Being Inspired: Who Leaders Are
Inspiring others is not a mere checklist of things to do; I can’t give you your “10-step guide to inspiring others.” Inspiring leadership starts with who we are – our character, attitudes, and priorities. Just like the Army’s old “be – know – do” model of leadership, it must start with being. There are a few commonalities that we see among those that most inspire us in life, work, and leadership. Again, note how none of the below points are monopolized by the charismatic personality.

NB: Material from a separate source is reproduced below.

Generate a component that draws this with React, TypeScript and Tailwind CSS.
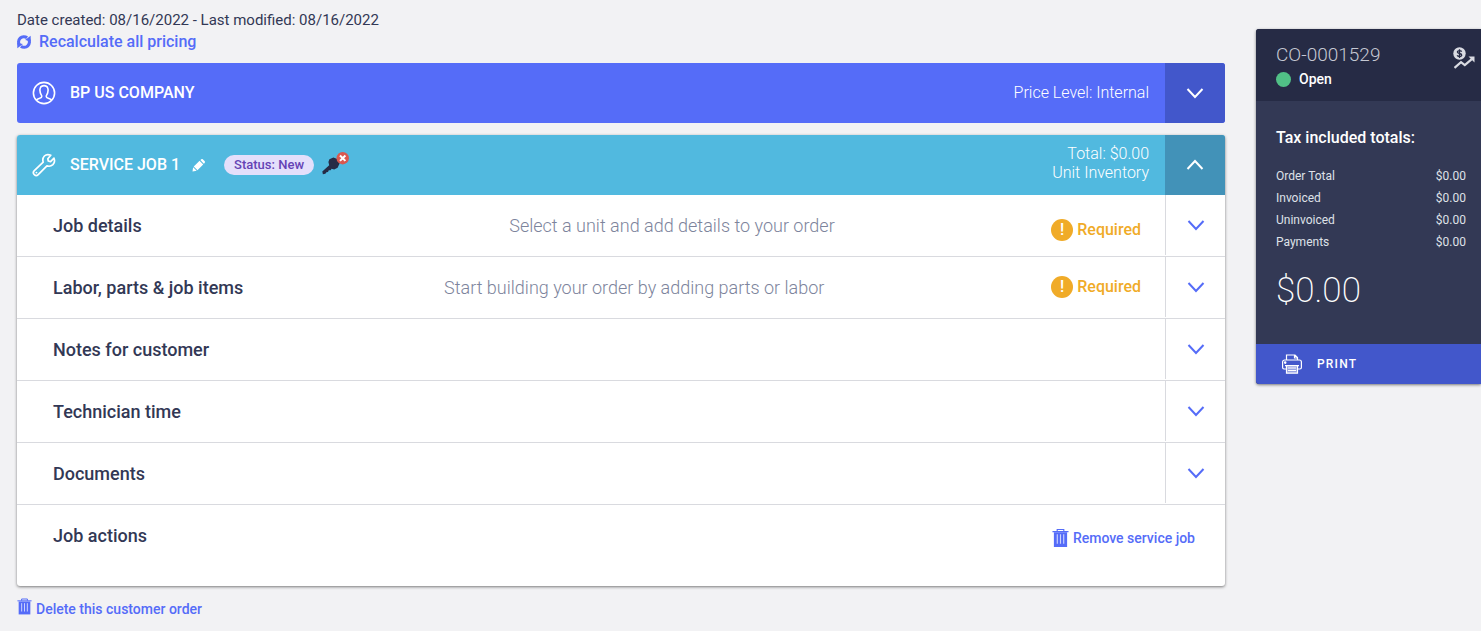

- Authentic: Leadership is an art. Just like artists, we all have our unique style, approach, perceptions and biases, and preferences. The work of Picasso is vastly different than that of Rembrandt, which is vastly different from van Gogh. One is not necessarily better than the other, but they all bring different capabilities. We cannot inspire by trying to be someone or something we are not. People will see through us in mere seconds as I’m sure many have observed before. To inspire, we must first be clear on, comfortable with, competent in, and passionate about our authentic approach to leading and influencing others.

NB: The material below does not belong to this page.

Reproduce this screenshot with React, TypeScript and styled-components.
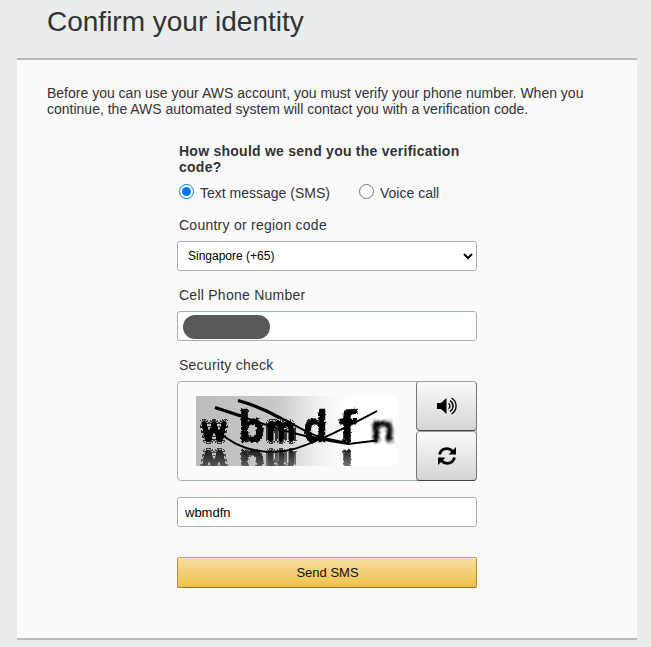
import React, { useState } from "react";
import styled, { createGlobalStyle, css } from "styled-components";

const GlobalStyle = createGlobalStyle`
  *, *::before, *::after { box-sizing: border-box; }
  body {
    margin: 0;
    background: #e9eded;
    color: #333;
    font-family: "Liberation Sans", Arial, Helvetica, sans-serif;
    font-size: 14px;
    line-height: 16px;
  }
`;

const Page = styled.main`
  height: 647px;
  overflow: hidden;
  padding: 0 14px 0 17px;
`;

const Title = styled.h1`
  height: 58px;
  margin: 0;
  padding: 5px 0 0 30px;
  font-size: 28px;
  line-height: 34px;
  font-weight: 400;
`;

const Panel = styled.section`
  height: 582px;
  padding: 25px 30px 0;
  background: #fafafa;
  border-top: 2px solid #b9b9b9;
  border-bottom: 2px solid #b9b9b9;
`;

const Intro = styled.p`
  margin: 0;
  white-space: nowrap;
`;

const Form = styled.form`
  display: flex;
  flex-direction: column;
  width: 300px;
  margin: 26px 0 0 130px;
`;

const Question = styled.h2`
  margin: 0;
  padding-left: 2px;
  font-size: 14px;
  line-height: 16px;
  font-weight: 700;
  letter-spacing: 0.25px;
`;

const Choices = styled.div`
  display: flex;
  height: 33px;
  margin-top: 9px;
  padding-left: 2px;
`;

const Choice = styled.label<{ $width?: number }>`
  display: flex;
  width: ${(p) => (p.$width ? `${p.$width}px` : "auto")};
  gap: 6px;
  white-space: nowrap;

  span { padding-top: 1px; }
`;

const Radio = styled.input`
  width: 15px;
  height: 15px;
  margin: 0;
`;

const FieldLabel = styled.label`
  height: 24px;
  padding-left: 2px;
  letter-spacing: 0.25px;
`;

const field = css`
  width: 300px;
  height: 30px;
  border: 1px solid #a2b3b1;
  border-radius: 3px;
  background: #fff;
  color: #000;
  font-family: "Liberation Sans", Arial, sans-serif;
  font-size: 12px;
  outline: none;
`;

const Select = styled.select`
  ${field}
  padding: 0 0 0 6px;
  margin-bottom: 16px;
`;

const PhoneField = styled.div`
  ${field}
  display: flex;
  align-items: center;
  padding: 1px 0 0 5px;
  margin-bottom: 16px;
`;

const Redaction = styled.span`
  width: 87px;
  height: 24px;
  border-radius: 12px;
  background: #58595b;
`;

const TextInput = styled.input`
  ${field}
  padding: 0 7px;
  margin: 16px 0 30px;
  font-size: 13px;
`;

const Captcha = styled.div`
  display: flex;
  width: 300px;
  height: 100px;
  border: 1px solid #a2b3b1;
  border-radius: 4px;
`;

const CaptchaPicture = styled.svg`
  display: block;
  flex: none;
  width: 200px;
  height: 70px;
  margin: 14px 20px 0 18px;
`;

const CaptchaActions = styled.div`
  display: flex;
  flex-direction: column;
  flex: none;
  margin: -1px -1px -1px 0;
`;

const CaptchaButton = styled.button`
  display: flex;
  align-items: center;
  justify-content: center;
  width: 61px;
  height: 50px;
  padding: 0 0 1px 1px;
  border: 1px solid;
  border-color: #a0a0a0 #777 #444 #777;
  border-radius: 4px;
  background: linear-gradient(#fafafa, #d5d5d5);
  color: #000;
`;

const Submit = styled.button`
  width: 300px;
  height: 31px;
  padding: 0 0 0 1px;
  border: 1px solid;
  border-color: #c79f42 #b68d2d #9c7724;
  border-radius: 2px;
  background: linear-gradient(#f7dda2, #f0c14b);
  box-shadow: inset 0 1px 0 rgba(255, 255, 255, 0.4);
  color: #111;
  font-family: "Liberation Sans", Arial, sans-serif;
  font-size: 13px;
`;

type Glyph = { char: string; x: number; width: number; size: number; effect: "ripple" | "rough" | "fuzz"; mirrored?: boolean };

const glyphs: Glyph[] = [
  { char: "w", x: 4, width: 28, size: 38, effect: "ripple", mirrored: true },
  { char: "b", x: 42, width: 27, size: 42, effect: "rough", mirrored: true },
  { char: "m", x: 70, width: 30, size: 37, effect: "ripple", mirrored: true },
  { char: "d", x: 107, width: 25, size: 42, effect: "rough" },
  { char: "f", x: 143, width: 18, size: 42, effect: "rough", mirrored: true },
  { char: "n", x: 174, width: 25, size: 38, effect: "fuzz" },
];

function CaptchaImage() {
  return (
    <CaptchaPicture viewBox="0 0 200 70" fontFamily="DejaVu Sans, sans-serif" fontWeight="700">
      <defs>
        <linearGradient id="paper">
          <stop offset="0" stopColor="#bcbcbc" />
          <stop offset="0.4" stopColor="#c8c8c8" />
          <stop offset="0.6" stopColor="#eee" />
          <stop offset="0.76" stopColor="#fff" />
        </linearGradient>
        <linearGradient id="fade" x1="0" y1="0" x2="0" y2="1">
          <stop offset="0" stopColor="#fff" />
          <stop offset="1" stopColor="#999" />
        </linearGradient>
        <mask id="mirrorMask">
          <rect y="52" width="200" height="18" fill="url(#fade)" />
        </mask>
        <filter id="rough" x="-30%" y="-20%" width="160%" height="140%">
          <feTurbulence type="fractalNoise" baseFrequency="0.5" numOctaves="2" seed="4" result="noise" />
          <feDisplacementMap in="SourceGraphic" in2="noise" scale="4" xChannelSelector="R" yChannelSelector="G" />
        </filter>
        <filter id="ripple" x="-40%" y="-20%" width="180%" height="140%">
          <feTurbulence type="fractalNoise" baseFrequency="0.3" numOctaves="1" seed="9" result="noise" />
          <feGaussianBlur in="SourceAlpha" stdDeviation="1.500" result="soft" />
          <feComponentTransfer in="soft" result="contours">
            <feFuncA type="discrete" tableValues="0 0.75 0 0.75 0 0.5 1 1 1 1 1 1" />
          </feComponentTransfer>
          <feDisplacementMap in="contours" in2="noise" scale="2" xChannelSelector="R" yChannelSelector="G" />
        </filter>
        <filter id="fuzz" x="-30%" y="-20%" width="160%" height="140%">
          <feTurbulence type="fractalNoise" baseFrequency="0.7" numOctaves="2" seed="7" result="noise" />
          <feDisplacementMap in="SourceGraphic" in2="noise" scale="9" xChannelSelector="R" yChannelSelector="G" />
          <feGaussianBlur stdDeviation="1" />
        </filter>
      </defs>
      <rect width="200" height="70" fill="url(#paper)" />
      <g mask="url(#mirrorMask)">
        <g transform="translate(0 100) scale(1 -1)" opacity="0.9">
          {glyphs.filter((g) => g.mirrored).map((g) => (
            <use key={g.char} href={`#glyph-${g.char}`} />
          ))}
        </g>
      </g>
      {glyphs.map((g) => (
        <text
          key={g.char}
          id={`glyph-${g.char}`}
          x={g.x}
          y={46}
          textLength={g.width}
          lengthAdjust="spacingAndGlyphs"
          fontSize={g.size}
          stroke="#000"
          strokeWidth={g.effect === "rough" ? 0.4 : 0}
          filter={`url(#${g.effect})`}
        >
          {g.char}
        </text>
      ))}
      <g fill="none" stroke="#000">
        <path d="M19 11.500L48 21" strokeWidth="3.400" />
        <path d="M46 20.500C75 31 104 41 152 48L181 44.500" strokeWidth="2" />
        <path d="M42 4.500C60 9.500 72 15 84 22" strokeWidth="3.200" />
        <path d="M82 20.500C98 28 112 38 127 42L152 47" strokeWidth="2" />
        <path d="M23 36C36 48 55 56 77 56C95 56 108 50 127 42C147 33 162 25 181 15" strokeWidth="1.900" />
      </g>
    </CaptchaPicture>
  );
}

function SpeakerIcon() {
  return (
    <svg width="20" height="18" viewBox="0 0 20 18" fill="none" stroke="#000" strokeWidth="1.400">
      <path d="M0 6h4l5.500-5v16L4 12H0z" fill="#000" stroke="none" />
      <path d="M11.500 6.300a3.300 3.300 0 0 1 0 5.400M13 3.600a6.300 6.300 0 0 1 0 10.800M14.500 1a9.300 9.300 0 0 1 0 16" />
    </svg>
  );
}

function RefreshIcon() {
  return (
    <svg width="20" height="20" viewBox="0 0 20 20" fill="none" stroke="#000" strokeWidth="2.800">
      <path d="M2.500 8.500C3.400 5 6.300 2.700 9.900 2.700c2.300 0 4.100.8 5.600 2.500M17.500 11.500c-.9 3.500-3.800 5.800-7.400 5.800-2.300 0-4.100-.8-5.600-2.500" />
      <path d="M19 1v7.500h-7.500zM1 19v-7.500h7.500z" fill="#000" stroke="none" />
    </svg>
  );
}

export default function App() {
  const [method, setMethod] = useState("sms");
  const [answer, setAnswer] = useState("wbmdfn");

  return (
    <>
      <GlobalStyle />
      <Page>
        <Title>Confirm your identity</Title>
        <Panel>
          <Intro>
            Before you can use your AWS account, you must verify your phone number. When you
            <br />
            continue, the AWS automated system will contact you with a verification code.
          </Intro>
          <Form onSubmit={(e) => e.preventDefault()}>
            <Question>
              How should we send you the verification
              <br />
              code?
            </Question>
            <Choices>
              <Choice $width={180}>
                <Radio type="radio" name="method" checked={method === "sms"} onChange={() => setMethod("sms")} />
                <span>Text message (SMS)</span>
              </Choice>
              <Choice>
                <Radio type="radio" name="method" checked={method === "voice"} onChange={() => setMethod("voice")} />
                <span>Voice call</span>
              </Choice>
            </Choices>
            <FieldLabel htmlFor="country">Country or region code</FieldLabel>
            <Select id="country" defaultValue="65">
              <option value="65">Singapore (+65)</option>
            </Select>
            <FieldLabel>Cell Phone Number</FieldLabel>
            <PhoneField>
              <Redaction />
            </PhoneField>
            <FieldLabel htmlFor="answer">Security check</FieldLabel>
            <Captcha>
              <CaptchaImage />
              <CaptchaActions>
                <CaptchaButton type="button" aria-label="Play audio">
                  <SpeakerIcon />
                </CaptchaButton>
                <CaptchaButton type="button" aria-label="Refresh">
                  <RefreshIcon />
                </CaptchaButton>
              </CaptchaActions>
            </Captcha>
            <TextInput id="answer" value={answer} onChange={(e) => setAnswer(e.target.value)} />
            <Submit type="submit">Send SMS</Submit>
          </Form>
        </Panel>
      </Page>
    </>
  );
}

- Passionate About Who We Are & What We Do: Leaders inspire by communicating perspective. But that must start with a personal and genuine passion for our team, the people within it, what we do, and why we do it. If we, as responsible leaders, don’t demonstrate a personal commitment to our team’s collective vision, values, mission, expectations, etc., how can we expect others to? Leaders bring energy to the team, regardless of circumstances. As Jim Collins talks about in this Learning Leader Show podcast episode, we must take care of the “bus” and people we have now and not focus on trying to just get a bigger bus. During my most recent leadership role, I had the wonderful opportunity of working with a West Point Cadet company whose identity and mascot was the Bulldog. On more than one occasion, Cadets would ask me, “Sir, why do you love the Bulldogs so much?” Still, all I can simply say is, “Because the Army gave me the Bulldogs!” Once assigned to the Bulldogs, I was a Bulldog. I truly believe in the attitude of love the one (team or unit) you’re with.

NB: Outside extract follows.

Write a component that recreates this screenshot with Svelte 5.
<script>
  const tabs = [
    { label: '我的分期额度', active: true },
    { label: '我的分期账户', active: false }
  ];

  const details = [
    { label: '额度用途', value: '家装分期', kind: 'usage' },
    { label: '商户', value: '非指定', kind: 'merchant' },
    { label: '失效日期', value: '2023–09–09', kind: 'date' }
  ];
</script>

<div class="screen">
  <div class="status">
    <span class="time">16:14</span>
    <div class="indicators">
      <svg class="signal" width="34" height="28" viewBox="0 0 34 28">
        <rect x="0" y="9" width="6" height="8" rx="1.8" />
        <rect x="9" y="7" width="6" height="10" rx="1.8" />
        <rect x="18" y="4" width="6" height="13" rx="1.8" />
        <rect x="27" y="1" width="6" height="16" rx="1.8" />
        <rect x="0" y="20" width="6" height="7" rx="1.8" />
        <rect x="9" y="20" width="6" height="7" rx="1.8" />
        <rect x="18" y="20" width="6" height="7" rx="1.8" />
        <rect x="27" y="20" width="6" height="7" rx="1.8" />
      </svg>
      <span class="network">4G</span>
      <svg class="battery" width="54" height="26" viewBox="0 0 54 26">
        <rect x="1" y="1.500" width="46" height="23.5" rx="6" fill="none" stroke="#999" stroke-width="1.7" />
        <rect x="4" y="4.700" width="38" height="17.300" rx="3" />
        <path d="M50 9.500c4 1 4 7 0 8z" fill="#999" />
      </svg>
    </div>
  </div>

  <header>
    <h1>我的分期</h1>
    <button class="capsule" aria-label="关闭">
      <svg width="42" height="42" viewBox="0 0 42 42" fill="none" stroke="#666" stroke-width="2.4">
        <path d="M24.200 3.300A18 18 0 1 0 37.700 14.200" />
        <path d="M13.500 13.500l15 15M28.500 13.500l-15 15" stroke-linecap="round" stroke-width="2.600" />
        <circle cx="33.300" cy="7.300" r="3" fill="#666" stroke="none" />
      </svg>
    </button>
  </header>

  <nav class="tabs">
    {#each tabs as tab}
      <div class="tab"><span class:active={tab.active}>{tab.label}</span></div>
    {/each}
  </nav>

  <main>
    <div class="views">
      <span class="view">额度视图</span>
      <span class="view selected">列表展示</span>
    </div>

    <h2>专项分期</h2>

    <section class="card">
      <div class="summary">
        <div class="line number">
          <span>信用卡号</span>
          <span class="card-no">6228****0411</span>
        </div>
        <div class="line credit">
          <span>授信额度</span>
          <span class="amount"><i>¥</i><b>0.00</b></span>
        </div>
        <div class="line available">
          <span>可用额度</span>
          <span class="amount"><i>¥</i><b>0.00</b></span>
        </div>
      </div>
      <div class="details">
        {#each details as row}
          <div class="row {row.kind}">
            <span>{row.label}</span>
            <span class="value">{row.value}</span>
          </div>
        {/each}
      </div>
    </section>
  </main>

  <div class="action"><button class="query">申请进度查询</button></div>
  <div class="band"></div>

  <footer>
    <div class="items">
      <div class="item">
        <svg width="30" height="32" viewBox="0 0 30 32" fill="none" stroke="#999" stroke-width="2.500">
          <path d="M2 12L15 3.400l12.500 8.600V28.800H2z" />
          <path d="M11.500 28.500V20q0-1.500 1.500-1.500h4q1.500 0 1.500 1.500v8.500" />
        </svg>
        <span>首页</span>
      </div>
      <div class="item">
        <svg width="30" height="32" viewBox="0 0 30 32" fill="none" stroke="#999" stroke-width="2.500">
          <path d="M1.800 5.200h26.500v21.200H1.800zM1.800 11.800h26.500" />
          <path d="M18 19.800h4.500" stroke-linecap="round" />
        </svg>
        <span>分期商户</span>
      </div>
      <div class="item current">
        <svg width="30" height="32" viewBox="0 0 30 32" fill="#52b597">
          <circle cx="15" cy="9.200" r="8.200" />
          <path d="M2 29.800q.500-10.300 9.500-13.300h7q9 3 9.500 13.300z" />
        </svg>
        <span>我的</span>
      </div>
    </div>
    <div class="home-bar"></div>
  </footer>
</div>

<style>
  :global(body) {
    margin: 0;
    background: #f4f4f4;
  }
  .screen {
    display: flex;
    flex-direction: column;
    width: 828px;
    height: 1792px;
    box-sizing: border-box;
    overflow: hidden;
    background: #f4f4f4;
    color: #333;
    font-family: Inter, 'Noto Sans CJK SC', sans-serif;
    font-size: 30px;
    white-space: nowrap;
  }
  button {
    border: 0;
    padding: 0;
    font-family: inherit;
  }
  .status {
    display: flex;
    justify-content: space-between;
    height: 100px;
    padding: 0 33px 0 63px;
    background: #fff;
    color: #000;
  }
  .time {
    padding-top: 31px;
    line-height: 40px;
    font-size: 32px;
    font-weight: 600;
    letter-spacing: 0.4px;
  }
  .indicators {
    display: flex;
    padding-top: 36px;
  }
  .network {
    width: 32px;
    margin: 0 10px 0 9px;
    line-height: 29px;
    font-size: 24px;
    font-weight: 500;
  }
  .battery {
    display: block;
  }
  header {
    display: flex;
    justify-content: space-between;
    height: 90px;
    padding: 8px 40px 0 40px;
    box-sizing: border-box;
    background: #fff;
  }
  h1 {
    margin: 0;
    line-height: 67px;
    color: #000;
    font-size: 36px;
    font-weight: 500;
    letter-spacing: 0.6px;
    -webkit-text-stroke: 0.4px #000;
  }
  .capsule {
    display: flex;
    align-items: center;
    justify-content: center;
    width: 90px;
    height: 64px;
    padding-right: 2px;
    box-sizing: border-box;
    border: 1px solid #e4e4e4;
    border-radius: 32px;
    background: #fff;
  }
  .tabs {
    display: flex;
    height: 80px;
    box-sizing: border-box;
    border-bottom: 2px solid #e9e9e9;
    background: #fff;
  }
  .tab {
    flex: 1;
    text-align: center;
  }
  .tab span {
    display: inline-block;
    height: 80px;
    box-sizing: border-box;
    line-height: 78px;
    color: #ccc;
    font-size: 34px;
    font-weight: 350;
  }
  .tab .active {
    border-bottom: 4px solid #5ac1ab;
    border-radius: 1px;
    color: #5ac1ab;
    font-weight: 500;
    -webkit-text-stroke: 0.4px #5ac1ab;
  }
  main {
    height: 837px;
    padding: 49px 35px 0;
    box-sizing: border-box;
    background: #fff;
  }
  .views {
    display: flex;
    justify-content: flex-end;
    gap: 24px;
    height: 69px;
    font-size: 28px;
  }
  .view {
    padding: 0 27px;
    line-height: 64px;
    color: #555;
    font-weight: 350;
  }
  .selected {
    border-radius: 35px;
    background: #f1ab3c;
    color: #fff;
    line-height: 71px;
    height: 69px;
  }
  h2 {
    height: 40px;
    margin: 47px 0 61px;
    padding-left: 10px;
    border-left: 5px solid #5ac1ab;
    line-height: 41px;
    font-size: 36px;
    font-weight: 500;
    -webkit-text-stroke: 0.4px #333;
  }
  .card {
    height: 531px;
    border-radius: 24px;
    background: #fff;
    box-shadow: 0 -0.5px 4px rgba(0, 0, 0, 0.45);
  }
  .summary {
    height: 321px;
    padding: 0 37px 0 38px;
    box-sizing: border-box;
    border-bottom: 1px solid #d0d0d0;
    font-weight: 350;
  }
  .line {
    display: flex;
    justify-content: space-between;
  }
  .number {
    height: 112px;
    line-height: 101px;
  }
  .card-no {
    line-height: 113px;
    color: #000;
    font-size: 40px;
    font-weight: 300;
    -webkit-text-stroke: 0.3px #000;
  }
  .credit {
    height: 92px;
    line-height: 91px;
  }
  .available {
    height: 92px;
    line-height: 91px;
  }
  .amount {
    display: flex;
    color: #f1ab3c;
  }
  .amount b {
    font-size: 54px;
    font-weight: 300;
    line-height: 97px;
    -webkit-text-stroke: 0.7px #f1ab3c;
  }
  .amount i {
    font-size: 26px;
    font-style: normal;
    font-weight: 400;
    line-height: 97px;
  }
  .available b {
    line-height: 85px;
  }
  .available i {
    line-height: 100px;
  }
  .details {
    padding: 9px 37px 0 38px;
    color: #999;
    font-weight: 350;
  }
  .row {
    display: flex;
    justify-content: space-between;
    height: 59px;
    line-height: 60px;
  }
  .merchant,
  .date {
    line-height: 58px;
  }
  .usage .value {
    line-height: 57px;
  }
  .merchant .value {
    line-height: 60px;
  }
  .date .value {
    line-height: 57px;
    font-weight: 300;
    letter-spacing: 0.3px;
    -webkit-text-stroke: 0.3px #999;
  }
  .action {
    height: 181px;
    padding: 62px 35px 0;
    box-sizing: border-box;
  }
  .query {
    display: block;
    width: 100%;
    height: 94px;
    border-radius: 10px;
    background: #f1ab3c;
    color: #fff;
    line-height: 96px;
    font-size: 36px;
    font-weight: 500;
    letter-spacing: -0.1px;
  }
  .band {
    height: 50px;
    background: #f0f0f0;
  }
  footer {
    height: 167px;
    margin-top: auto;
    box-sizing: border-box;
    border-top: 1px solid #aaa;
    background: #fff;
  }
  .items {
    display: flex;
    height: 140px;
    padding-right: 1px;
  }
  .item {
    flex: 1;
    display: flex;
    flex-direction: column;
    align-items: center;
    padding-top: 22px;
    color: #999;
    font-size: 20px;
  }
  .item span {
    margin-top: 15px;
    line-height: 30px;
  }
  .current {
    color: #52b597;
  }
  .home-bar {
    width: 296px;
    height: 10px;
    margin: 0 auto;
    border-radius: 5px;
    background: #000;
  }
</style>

- Clear & Bold: No one on the team has time or capacity to be inspired if they are overwhelmed each day with myriad priorities because we have enabled a climate where everything is a priority. To inspire others, we must be willing to stand for what is right, needed, and best for the team. Leaders must provide clarity for the team. We embrace and properly manage risk for the team. We are open to change but are deliberate about it and communicate context. We must be clear on what priorities are and are not. Something as simple as establishing and communicating this clarity for the team opens capacity for others. Clear and empowered team members are inspired ones.
- Servant & Coach: What’s not inspiring is recruiting and developing exceptional talent and then restricting those people within tiny boundaries or strict guidance, eliminating all latitude for creative and efficient execution. We need to bring in the right/best people onto the team, continue to train and develop them, and then get out of the way! Leaders are most often inspiring not by what they become or accomplish, but what they help others become and accomplish. A great way to start being a more of a servant-leader and more coach-like is by simply asking, “How can I help?” a little more often. I encourage you to explore more on being a coach-like leader in The Leader Development Handbook and in Michael Bungay Stanier’s book, The Coaching Habit.
Inspiring Others: What Leaders Do
Referencing back to the “be – know – do” model, it ends with do. While role-modeling is the critical foundation to inspiring leadership, it must also deliberately manifest in our behaviors. There are a few common behaviors that enable our ability to inspire others.
- Influence Over Authority: President & General Dwight Eisenhower is famed for articulating leadership as, “The art of getting people to want to do what must be done.” General Colin Powell reflects on his service by claiming, “In my 35 years of service, I don’t ever recall telling anyone, ‘That’s an order.’” How do you get people and your team to do what must be done? Do you resort to positional power to achieve compliance by falling back on your rank, position, or title? Do you threaten with punishments or entice with rewards? Or do we leverage personal power (what I prefer to call influence) like our expertise, earned trust, and relational connection to inspire a commitment from others? Influence-based leadership inspires commitment from others; remember Eisenhower’s statement, “Getting people to want to do.” However, authority-based leadership will merely achieve compliance from others (think of Marshawn Lynch’s 2015 media day script: “I’m here so I won’t get fined.”). Influence inspires. Learn more about the dichotomy of influence versus authority in this part from the Shared Leadership Series.
- Connect & Care: Inspiring is an emotional matter. Thus, leaders need to be comfortable with the emotional side of leadership, more commonly referred to as Emotional Intelligence. We must learn about, practice, get comfortable with, and apply the soft and squishy dynamics to leadership like humility, empathy, vulnerability, and inclusion all to build psychological safety on the team; this safety is what cultivates a climate of mutual trust and respect across the team. These leader competencies will only develop with education and practice. When it comes to earning the right to inspire and influence, I always go back to the lesson my mom taught me when I was young, “no one cares how much you know until they know how much you care.” Some places I recommend you turn to learn more are Brené Brown’s book, Daring Greatly, and Amy C. Edmondson’s book, The Fearless Organization.
- Deliberately Developmental: Leader does not necessarily mean leader developer; steering the ship yourself is very different than teaching others & enabling them to steer the ship. To inspire, we must give leadership space for others to fill as much as we possibly can; we inspire by enabling, empowering, and ultimately working ourselves out of a job. Leaders who inspire make everything our team does and faces as opportunities for development of others. We give trust and empower, but it is not reckless. Trust is earned within the team through a process of training, certifying, empowering, and then trusting. Leaders inspire through routine deliberately developmental behaviors like teaching, coaching, mentoring, and giving feedback.
- Committed to Self-Improvement & Willingness to Learn: Tom Watson, former CEO of IBM, has stated, “Nothing so conclusively proves a person’s ability to lead others as what they do on a day-to-day basis to lead themselves.” Moreover, Jim Mattis claims in his book, Call Sign Chaos, that “Leaders change and make change.” Integrating those ideas into leader behavior means that we must commit to personal self-improvement and demonstrate a growth mindset, meaning a willingness to continue to learn from others. We don’t inspire by solely giving guidance or instruction; nor do we get to the best solutions that way. To inspire and achieve creative, optimal solutions, leaders must be open to feedback and ideas within the team, use developmental language, and leverage intent-based leadership. Our interest in and commitment to continued learning serves as an inspiring role-model for others.